Work to do - Search the material and gather each line with "React" in it.

Material -
※ ※ ※
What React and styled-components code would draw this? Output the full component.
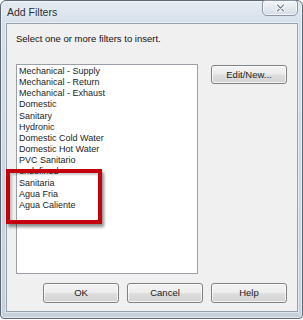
import React from "react";
import styled, { createGlobalStyle } from "styled-components";

const Global = createGlobalStyle`
  html, body { margin: 0; padding: 0; background: #ffffff; }
  body { font-family: "Liberation Sans", Arial, sans-serif; }
`;

const Window = styled.div`
  box-sizing: border-box;
  width: 303px;
  height: 319px;
  border: 1px solid #5d6874;
  border-radius: 6px 6px 4px 4px;
  background: linear-gradient(180deg, #e4ebf2 0%, #d5dfe9 8%, #cdd8e3 50%, #c6d1dc 100%);
  display: flex;
  flex-direction: column;
  box-shadow: inset 0 0 0 1px rgba(255, 255, 255, 0.55);
`;

const TitleBar = styled.div`
  height: 22px;
  display: flex;
  align-items: flex-start;
  justify-content: space-between;
  padding-left: 6px;
  padding-right: 4px;
`;

const Title = styled.div`
  margin-top: 4px;
  font-size: 10.5px;
  line-height: 14px;
  color: #2a2f36;
  text-shadow: 0 0 6px rgba(255, 255, 255, 0.9);
`;

const CloseButton = styled.div`
  box-sizing: border-box;
  width: 36px;
  height: 16px;
  margin-top: -1px;
  border: 1px solid #8a96a3;
  border-radius: 3px 3px 5px 5px;
  background: linear-gradient(180deg, #f3f6f9 0%, #e3e9ef 50%, #d5dde6 100%);
  box-shadow: inset 0 0 0 1px rgba(255, 255, 255, 0.7);
  display: flex;
  align-items: center;
  justify-content: center;
`;

const Client = styled.div`
  box-sizing: border-box;
  margin: 0 4px 0 5px;
  height: 289px;
  border: 1px solid #95a1ad;
  background: #f0f0f0;
  box-shadow: 0 0 0 1px rgba(255, 255, 255, 0.45);
  padding: 9px 10px 8px 9px;
  display: flex;
  flex-direction: column;
`;

const Prompt = styled.div`
  font-size: 9.5px;
  line-height: 12px;
  color: #111;
  height: 12px;
`;

const Middle = styled.div`
  margin-top: 19px;
  display: flex;
  align-items: flex-start;
  gap: 13px;
`;

const ListArea = styled.div`
  position: relative;
`;

const ListBox = styled.div`
  box-sizing: border-box;
  width: 182px;
  height: 210px;
  border: 1px solid #9a9ea6;
  background: #ffffff;
  padding: 1px 0 0 2px;
  overflow: hidden;
`;

const Item = styled.div`
  font-size: 9px;
  line-height: 11.17px;
  height: 11.17px;
  color: #1a1d24;
  white-space: nowrap;
`;

const Highlight = styled.div`
  position: absolute;
  left: -10px;
  top: 105px;
  width: 96px;
  height: 55px;
  box-sizing: border-box;
  border: 4px solid #c3000c;
  box-shadow: 2px 3px 3px rgba(0, 0, 0, 0.45), inset 2px 2px 2px rgba(0, 0, 0, 0.2);
  pointer-events: none;
`;

const Button = styled.button`
  box-sizing: border-box;
  width: 76px;
  height: ${(p) => p.$h || 20}px;
  margin-top: ${(p) => p.$mt || 0}px;
  padding: 0;
  border: 1px solid #7f8285;
  border-radius: 3px;
  background: linear-gradient(180deg, #f4f4f4 0%, #ececec 48%, #dedede 52%, #d3d3d3 100%);
  box-shadow: inset 0 0 0 1px rgba(255, 255, 255, 0.75);
  font-family: "Liberation Sans", Arial, sans-serif;
  font-size: 9.5px;
  line-height: 12px;
  color: #1a1a1a;
  display: flex;
  align-items: center;
  justify-content: center;
`;

const Footer = styled.div`
  margin-top: 9px;
  display: flex;
  justify-content: flex-end;
  gap: 8px;
`;

const items = [
  "Mechanical - Supply",
  "Mechanical - Return",
  "Mechanical - Exhaust",
  "Domestic",
  "Sanitary",
  "Hydronic",
  "Domestic Cold Water",
  "Domestic Hot Water",
  "PVC Sanitario",
  "undefined",
  "Sanitaria",
  "Agua Fria",
  "Agua Caliente",
];

function CloseGlyph() {
  return (
    <svg width="9" height="8" viewBox="0 0 9 8">
      <path d="M1.5 1 L7.5 7 M7.5 1 L1.5 7" stroke="#ffffff" strokeWidth="3" strokeLinecap="round" />
      <path d="M1.5 1 L7.5 7 M7.5 1 L1.5 7" stroke="#7d8894" strokeWidth="1.4" strokeLinecap="round" />
    </svg>
  );
}

export default function App() {
  return (
    <>
      <Global />
      <Window>
        <TitleBar>
          <Title>Add Filters</Title>
          <CloseButton>
            <CloseGlyph />
          </CloseButton>
        </TitleBar>
        <Client>
          <Prompt>Select one or more filters to insert.</Prompt>
          <Middle>
            <ListArea>
              <ListBox>
                {items.map((t) => (
                  <Item key={t}>{t}</Item>
                ))}
              </ListBox>
              <Highlight />
            </ListArea>
            <Button $h={19} $mt={1}>Edit/New...</Button>
          </Middle>
          <Footer>
            <Button>OK</Button>
            <Button>Cancel</Button>
            <Button>Help</Button>
          </Footer>
        </Client>
      </Window>
    </>
  );
}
※ ※ ※
Response to the task -
What React and styled-components code would draw this? Output the full component.
import React from "react";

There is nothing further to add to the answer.